The old and deep structural ties between violence and industrialism might easily drive one to despair. The suicide of notable lawyer David Buckel in protest against the environmental ravages of industrial life seems to have emerged from just such a sense of hopelessness and exhaustion. It is that Conradian cry of “The horror, the horror,” in the face of unbearable knowledge of systemic human complicity in soul-corrupting violence.

But it is only with the wider spread of such knowledge that we can begin to think anew about our commitments to our industrial way of life. We might imagine more peaceable ways in which states may drive economic growth around the world. Or we may reconsider industrial life itself, as did Mahatma Gandhi during India’s movement for independence, and William Morris and others before him.

Their ideas may have been romantic, but they had mass purchase. As we continue to look to technology to save us, despite the disasters piling up before our eyes, it is time perhaps to reinvent the possibility and promise of poetic political action.

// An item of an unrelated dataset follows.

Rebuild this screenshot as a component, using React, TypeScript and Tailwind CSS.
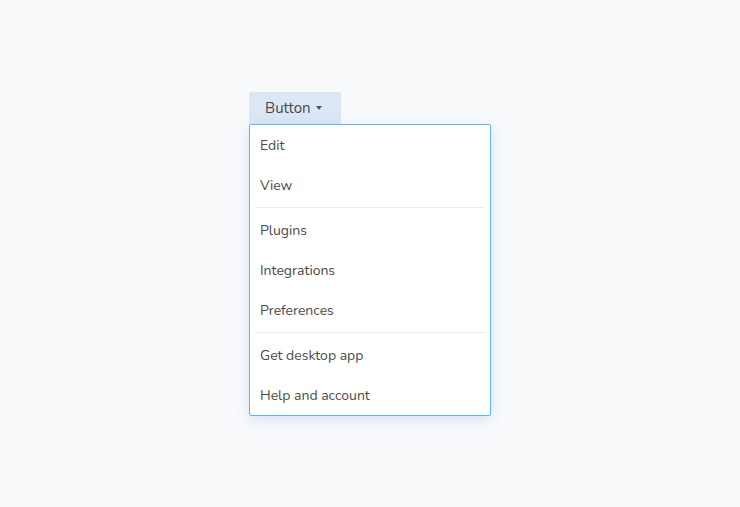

Our global system was founded not only on guns, slaves, and cotton, but on the search for imaginative relief from the dehumanization they caused: The products of the nightmare of plantation labor — tobacco, opium, coffee, cocoa, sugar, and tea–steeped us in a dream of progress. But rather than drugged escape, perhaps we might rely on our own imaginative powers; “We are such stuff as dreams are made on.”

Industrial life is a recent phenomenon, a mere moment on the scale of human history. Until recent decades, we actively explored alternative ways of organizing human society, rather than accepting industrial capitalism, with all its human and environmental devastation, as an inescapable norm and default. Perhaps it is time to revisit lost causes of the past and invent new ways forward.